Anthony (c. 251-356) was the son of landowners from the village of Coma on the Nile, south of Alexandria. When he was 18 years old, his parents died, leaving his unmarried sister in his care. A few months later he had what we might call a “Conversion Experience” while attending the Liturgy in the village church. He heard the Gospel passage quoted at the start of this article and, as St Athanasius tells it, “As though God had put him in mind of the  Saints, and the passage had been read on his account, Anthony went out immediately from the church, and gave the possessions of his forefathers to the villagers— they were three hundred acres, productive and very fair— that they should be no more an obstruction to himself and his sister. And all the rest that was movable he sold, and having got together much money he gave it to the poor, reserving a little however for his sister’s sake.”

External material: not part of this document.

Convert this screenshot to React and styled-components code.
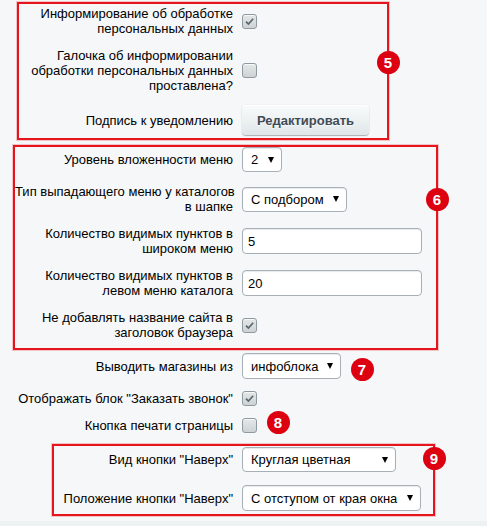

Soon after he felt called to a more ascetic way of life. Placing his sister in the care of “known and faithful virgins,” Anthony began living in solitude outside his village, visiting any nearby ascetics and studying their way of life. When he was about 35, he settled among the tombs at the edge of the Western Desert, giving himself over to prayer and fasting. A friend bringing him bread one day found him collapsed outside the tomb and brought him back to the village. St Athanasius says that Anthony had a divine visitation in which he was told, “since you have endured, and have not been overcome, I will always help you, and will make your name known everywhere.’ Having heard this, Antony arose and prayed, and received such strength that he perceived that he had more power in his body than formerly.” 

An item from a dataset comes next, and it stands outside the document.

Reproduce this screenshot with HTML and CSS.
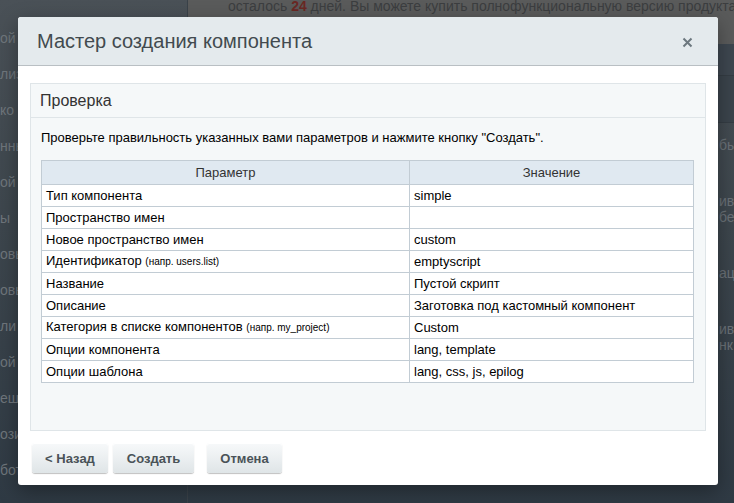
FILE: index.html
```html
<!DOCTYPE html>
<html lang="ru">
<head>
<meta charset="utf-8">
<title>Мастер создания компонента</title>
<link rel="stylesheet" href="styles.css">
</head>
<body>
<div class="page">
  <aside class="side">
    <div class="side-item">ой</div>
    <div class="side-item">лиз</div>
    <div class="side-item">ко Т</div>
    <div class="side-item">нны</div>
    <div class="side-item">ой</div>
    <div class="side-item">ы</div>
    <div class="side-item">овы</div>
    <div class="side-item">овы</div>
    <div class="side-item">ли</div>
    <div class="side-item">ой</div>
    <div class="side-item">еш</div>
    <div class="side-item">ози</div>
    <div class="side-item">бот</div>
  </aside>
  <main class="main">
    <div class="banner">осталось <b class="red">24</b> дней. Вы можете купить полнофункциональную версию продукта по ад</div>
    <div class="band band1"></div>
    <div class="band band2"></div>
    <div class="main-rows">
      <div class="mrow">бы</div>
      <div class="mrow tall">ив<br>бе</div>
      <div class="mrow">ац</div>
      <div class="mrow tall">ив<br>нк</div>
    </div>
  </main>
</div>

<div class="dialog">
  <div class="dlg-head">
    <span class="dlg-title">Мастер создания компонента</span>
    <span class="dlg-close">
      <svg width="11" height="11" viewBox="0 0 11 11"><path d="M1.5 1.5 L9.5 9.5 M9.5 1.5 L1.5 9.5" stroke="#6c777e" stroke-width="2" fill="none"/></svg>
    </span>
  </div>
  <div class="dlg-body">
    <section class="panel">
      <div class="panel-title">Проверка</div>
      <div class="panel-content">
        <p class="hint">Проверьте правильность указанных вами параметров и нажмите кнопку "Создать".</p>
        <table class="params">
          <thead>
            <tr><th class="c1">Параметр</th><th>Значение</th></tr>
          </thead>
          <tbody>
            <tr><td>Тип компонента</td><td>simple</td></tr>
            <tr><td>Пространство имен</td><td></td></tr>
            <tr><td>Новое пространство имен</td><td>custom</td></tr>
            <tr><td>Идентификатор <small>(напр. users.list)</small></td><td>emptyscript</td></tr>
            <tr><td>Название</td><td>Пустой скрипт</td></tr>
            <tr><td>Описание</td><td>Заготовка под кастомный компонент</td></tr>
            <tr><td>Категория в списке компонентов <small>(напр. my_project)</small></td><td>Custom</td></tr>
            <tr><td>Опции компонента</td><td>lang, template</td></tr>
            <tr><td>Опции шаблона</td><td>lang, css, js, epilog</td></tr>
          </tbody>
        </table>
      </div>
    </section>
    <div class="buttons">
      <button class="btn btn-back">&lt; Назад</button>
      <button class="btn btn-create">Создать</button>
      <button class="btn btn-cancel">Отмена</button>
    </div>
  </div>
</div>
</body>
</html>
```

FILE: styles.css
```css
html, body {
  margin: 0;
  padding: 0;
}
body {
  width: 734px;
  height: 503px;
  overflow: hidden;
  position: relative;
  font-family: "Liberation Sans", Arial, sans-serif;
  background: #323c45;
}
.page {
  display: grid;
  grid-template-columns: 188px 1fr;
  height: 503px;
  background: linear-gradient(180deg, #4a5157 0%, #3d464d 45%, #2f3a44 100%);
}
.side {
  border-right: 1px solid #3a4249;
  padding-top: 30px;
  display: flex;
  flex-direction: column;
  gap: 20px;
  overflow: hidden;
}
.side-item {
  font-size: 14px;
  line-height: 16px;
  color: #6f767c;
  white-space: nowrap;
}
.main {
  display: flex;
  flex-direction: column;
  overflow: hidden;
}
.banner {
  height: 44px;
  background: #5a5b5b;
  color: #3c3e40;
  font-size: 14px;
  line-height: 13px;
  padding: 0 0 0 40px;
  white-space: nowrap;
  overflow: hidden;
}
.red { color: #6a2824; }
.band {
  border-bottom: 1px solid #353d44;
}
.band1 { height: 31px; background: #3e4750; }
.band2 { height: 46px; background: #3b444c; }
.main-rows {
  display: flex;
  flex-direction: column;
  gap: 40px;
  padding-top: 14px;
  align-items: flex-end;
}
.mrow {
  font-size: 14px;
  line-height: 16px;
  color: #6a7177;
  width: 15px;
  white-space: nowrap;
}

/* dialog */
.dialog {
  position: absolute;
  left: 18px;
  top: 17px;
  width: 700px;
  height: 468px;
  background: #fff;
  border-radius: 3px;
  box-shadow: 0 6px 20px rgba(0, 0, 0, 0.35);
  display: flex;
  flex-direction: column;
  overflow: hidden;
}
.dlg-head {
  height: 48px;
  background: #e4eaed;
  border-bottom: 1px solid #b9bfc3;
  display: flex;
  align-items: center;
  justify-content: space-between;
  padding: 0 24px 0 19px;
  flex-shrink: 0;
}
.dlg-title {
  font-size: 20px;
  color: #424a4f;
  padding-top: 1px;
}
.dlg-close {
  display: flex;
  padding-top: 3px;
  margin-right: 1px;
}
.dlg-body {
  flex: 1;
  padding: 17px 12px 12px 12px;
  display: flex;
  flex-direction: column;
}
.panel {
  height: 346px;
  border: 1px solid #dfe5e8;
  background: #f5f8f9;
  display: flex;
  flex-direction: column;
}
.panel-title {
  height: 33px;
  border-bottom: 1px solid #dfe5e8;
  font-size: 16px;
  line-height: 33px;
  color: #333;
  padding-left: 9px;
}
.panel-content {
  padding: 12px 11px 0 10px;
}
.hint {
  margin: 0 0 14px 0;
  font-size: 13px;
  line-height: 16px;
  color: #000;
}
.params {
  width: 653px;
  border-collapse: collapse;
  background: #fff;
  font-size: 13px;
  color: #000;
}
.params th {
  height: 23px;
  background: #e0e9f1;
  border: 1px solid #c2ccd4;
  font-weight: normal;
  color: #333;
  padding: 0;
}
.params th.c1 { width: 367px; }
.params td {
  height: 21px;
  border: 1px solid #c2ccd4;
  padding: 0 4px;
  line-height: 16px;
}
.params small {
  font-size: 10px;
}
.buttons {
  margin-top: 12px;
  display: flex;
  gap: 5px;
  padding-left: 2px;
}
.btn {
  height: 30px;
  border: none;
  border-radius: 3px;
  background: linear-gradient(180deg, #f7f9fa 0%, #e9edef 60%, #dfe5e7 100%);
  box-shadow: 0 1px 1px rgba(0, 0, 0, 0.25), inset 0 1px 0 #fff;
  font-family: "Liberation Sans", Arial, sans-serif;
  font-size: 13px;
  font-weight: bold;
  color: #4a5358;
  padding: 0;
  cursor: pointer;
}
.btn-back { width: 76px; }
.btn-create { width: 81px; }
.btn-cancel { width: 75px; margin-left: 8px; }
```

20 Years at Deir al-Meimun

As soon as Anthony recovered he headed further into the desert, settling in the ruins of an abandoned fort in the mountains on the other side of the Nile. Friends would come to bring him food but he would not leave the fort, speaking to them through a slit in the wall. St Athanasius says that these friends often heard him beset by demons and that they “used often to come expecting to find him dead, and would hear him singing, ‘Let God arise and let His enemies be scattered, let them that hate Him flee before His face. As smoke vanishes, let them vanish; as wax melts before the face of fire, so let the sinners perish from the face of God;’ and again, ‘All nations compassed me about, and in the name of the Lord I requited them.’”

Anthony’s reputation spread over the years and people increasingly came to see him, hoping to imitate his way of life. After twenty years “Anthony came forth, as from a shrine, initiated in the mysteries and filled with the Spirit of God. Then for the first time he was seen outside the fort by those who came to see him. And they, when they saw him, wondered at the sight, for he looked as he had years before. He was neither fat, like a man without exercise, nor lean from fasting and striving with the demons. He was just the same as they had known him before his retirement.”

Anthony now encouraged others to settle nearby and adopt his way of life. The numbers so increased that, as Athanasius says, “cells arose even in the mountains, and the desert was colonized by monks.” 

Forays to Alexandria

Although other monks leaved nearby, Anthony still lived in seclusion for most of the time, coming together with them for occasional worship and instruction. He first left this place of solitude in 311, during the persecution of Maximinus when Christians were being rounded up and taken to Alexandria. He presented himself publicly in the city but no one dared touch him. He spent some time ministering to the suffering Christians there. When the persecution ceased, he then returned to his cell.

Anthony now resolved to return to solitude. He settled further into the mountains and allowed other monks to bring him food once a month. He would descend to the other monks from time to time to instruct and encourge them in their monastic life.

Anthony returned to Alexandria to refute the rumor that he sided with the Arians. He publicly denounced the Arian teaching, calling it the forerunner of the antichrist. During his stay there he healed many and freed others from demons.

As the years progressed more and more people came to live the monastic life in Anthony’s shadow. His fame even reached Emperor Constantine and his sons who wrote to him seeking guidance. Anthony lived to be 105. His body was placed in an unmarked grave, as he directed.

Asceticism and Us

What does the witness of St Anthony – and of the ascetic life in general – say to people in the world? We are all called to follow Christ, if not to a martyr’s death or to a foreign mission, but where is He leading us? St Paul gives us this answer: “If then you were raised with Christ, seek those things which are above, where Christ is, sitting at the right hand of God. Set your mind on things above, not on things on the earth” (Colossians 3:1, 2).

Asceticism is essentially a refocusing of our hearts away from “things on the earth” to enable us to develop our relationship to Christ where He is now. While people in the world have important family and career responsibilities, we also have a great deal of free time which we devote to recreation or entertainment of one sort or another. In our society we are increasingly addicted to non-stop music, TV or Internet, with their increasingly godless atmosphere. What time do we have left for prayer, Scripture reading or service? What spirit do we have left for relishing fellowship with God? Asceticism for us might well involve turning from such pursuits at least in part to set our minds “on things above, where Christ is.

Holy Father Anthony, pray to God for us!